I know a guy who says he buys homes for cash, rents out the home for 6 months, seller finances the home to the renter then sells the note. when I asked for an example he said you buy can buy for 50K with 750 rent already rented, seller finance 5k down, 10 year at 6% would cost the renter around the same as their current rent but now they own it. then sell the note worth 75K for 65K. is this possible? do people actually do this? do people actually buy those kinds of notes?
It's not a bad plan, but I wouldn't be the note buyer for $65k on a property just purchased for $40k just because the seller says it's worth $75k. As a lender, my valuation of a home, in the first year of ownership, is the purchase price plus rehab costs at best. It's not that the purchase, repair and rent situation wouldn't work, it's that you (or anyone) should not buy the note for so much more than the home was originally purchased for. Make sense? The notes I create and sell are between 50-65% LTV - NOT 150% LTV
That is not uncommon, but @Jasmine C. make sure that the person doing the seller carryback is compliant with Dodd Frank regs. Many time the seller will use a land contract/contract for deed which is not a true mortgage and can be subject to liability depending on who wrote the contract and in which state it is executed.

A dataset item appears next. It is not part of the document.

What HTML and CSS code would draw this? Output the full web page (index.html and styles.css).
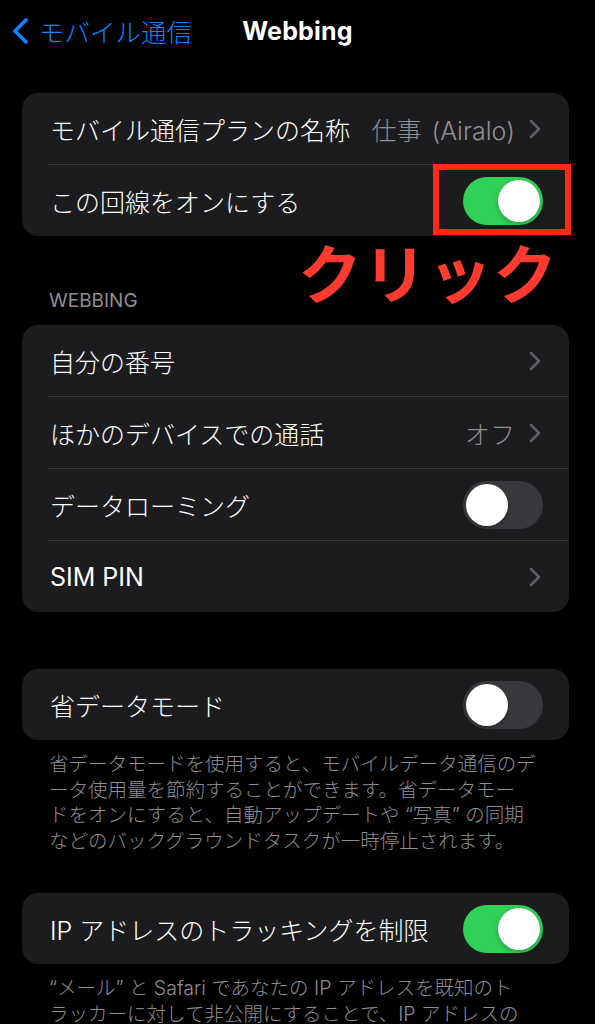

@Darren Eady I was wondering if people actually bought notes over the property price and if they did why would they do that. I personally wouldn't do it so I didn't understand if it would actually sell. so if he sold the note it would have had to performed for a year to be valued at market price?
@Bob Malecki who do you go to create these notes?
A seller who is doing a carryback would use a mortgage loan originator who can qualify the borrower and process the loan documents. For a CFD, they might have an attorney draw up the mortgage and loan docs.